By Tamas Mondovics

Last month, Hillsborough County Public Schools Superintendent Jeff Eakins informed district families, staff and community members with his final recommendation to wait one year before making district wide changes.

Eakin’s note reached the community just days ahead of a Special Called Board Meeting on Tuesday, April 25, during which the school board approved with a 6 to 1 vote for the new 2018-2019 bell time schedule. The 2017-2018 bell time schedule will not change.

Eakins emphasized that the proposed bell time changes are necessary because the district’s current arrival and dismissal times do not allow enough time for bus drivers to get students to and from school on time and stated that the district must correct this in order to secure the appropriate number of instructional minutes for students.

Less than a month earlier, Eakins informed parents and guardians of the more than 200,000 elementary, middle and high school students in the nation’s eighth largest district of the proposed bell time change asking all to review it and send in their input so a final recommendation can be brought to the School Board for a vote.

“After you have watched the video and studied the attached proposed bell times, we look forward to your feedback once again,” Eakins said, while acknowledging that the issue prompts parents and students to have many questions and concerns.

The request for a feedback of the already proposed new schedule seems to have caught many parents off guard, a great number of whom are still dealing with the whiplash of the School Board’s controversial vote to end its courtesy busing.

School officials said that the proposed bell time changes are based on feedback from teachers, parents and students involving nearly two dozen schools over a considerable time.

Eakins called the current schedule unrealistic, and that, “Something had to change in order to meet the needs of our students and properly secure the instructional minutes necessary.”

Counting the potential benefits school officials noted that with high schools dismissed nearly an hour earlier will allow opportunities for jobs and getting to practice and after-school activities sooner, which means the students can get home earlier.  

Elementary students are said to gain an extra 15 minutes of Art, Music and PE, which school officials said improves their overall health and well-being.
Middle school and high school students will keep a seven period day which Eakins said affords them the opportunity to take more classes, including Advanced Placement and electives such as Art, Music and Band to reach their graduation requirements.
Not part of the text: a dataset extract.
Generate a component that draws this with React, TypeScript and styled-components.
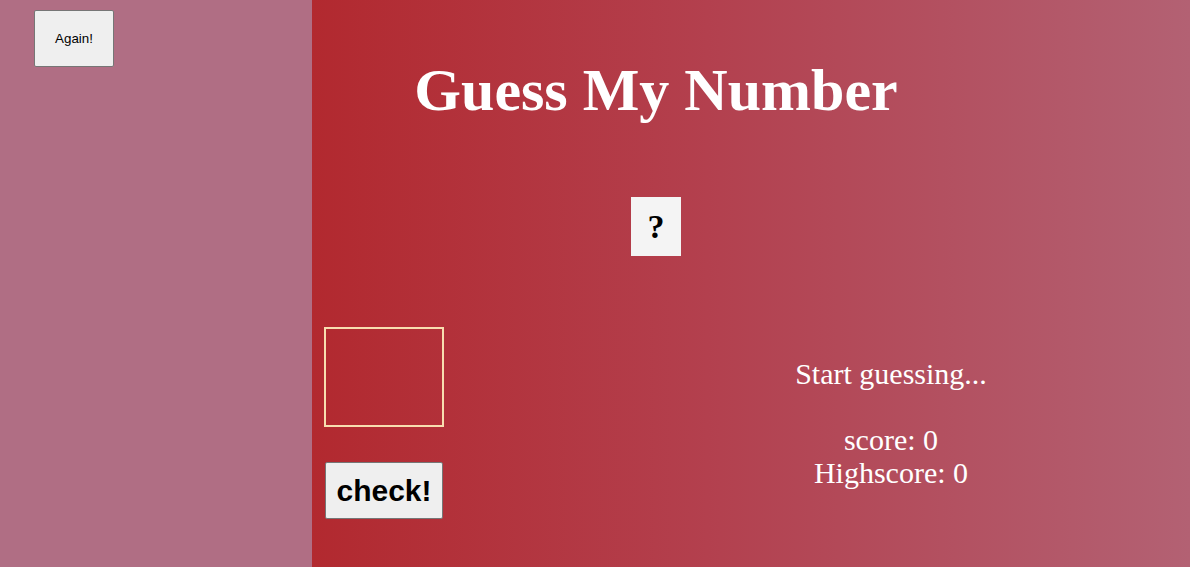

HCPS spokesperson Tanya Arja added that the change will provide a more efficient bus schedule, and improve instruction for students due to maintaining or adding more planning time for teachers.
As expected, Eakins comments eventually circled back to the buses when he said, “Adjusting the bell schedule will allow a greater percentage of school bus drivers to transport three tiers of students (Elementary, Middle and High School).

This shift translates to a cost savings of over two and a half million dollars for the school district, officials said.
While the topic of buses, students’ safety and bell times continue to be a formidable foe to many, to Eakins and his staff it is clearly a means to save money and a promised goal to work toward a 90 percent graduation rate by the year 2020.

At the end, Eakins recommended to wait one year before making any change to the bell schedule, stating that the additional time will allow the school district and families to make any necessary adjustments and clarify questions or concerns.

The 2018-2019 recommended bell times are posted online at sdhc.k12.fl.us/newsdesk.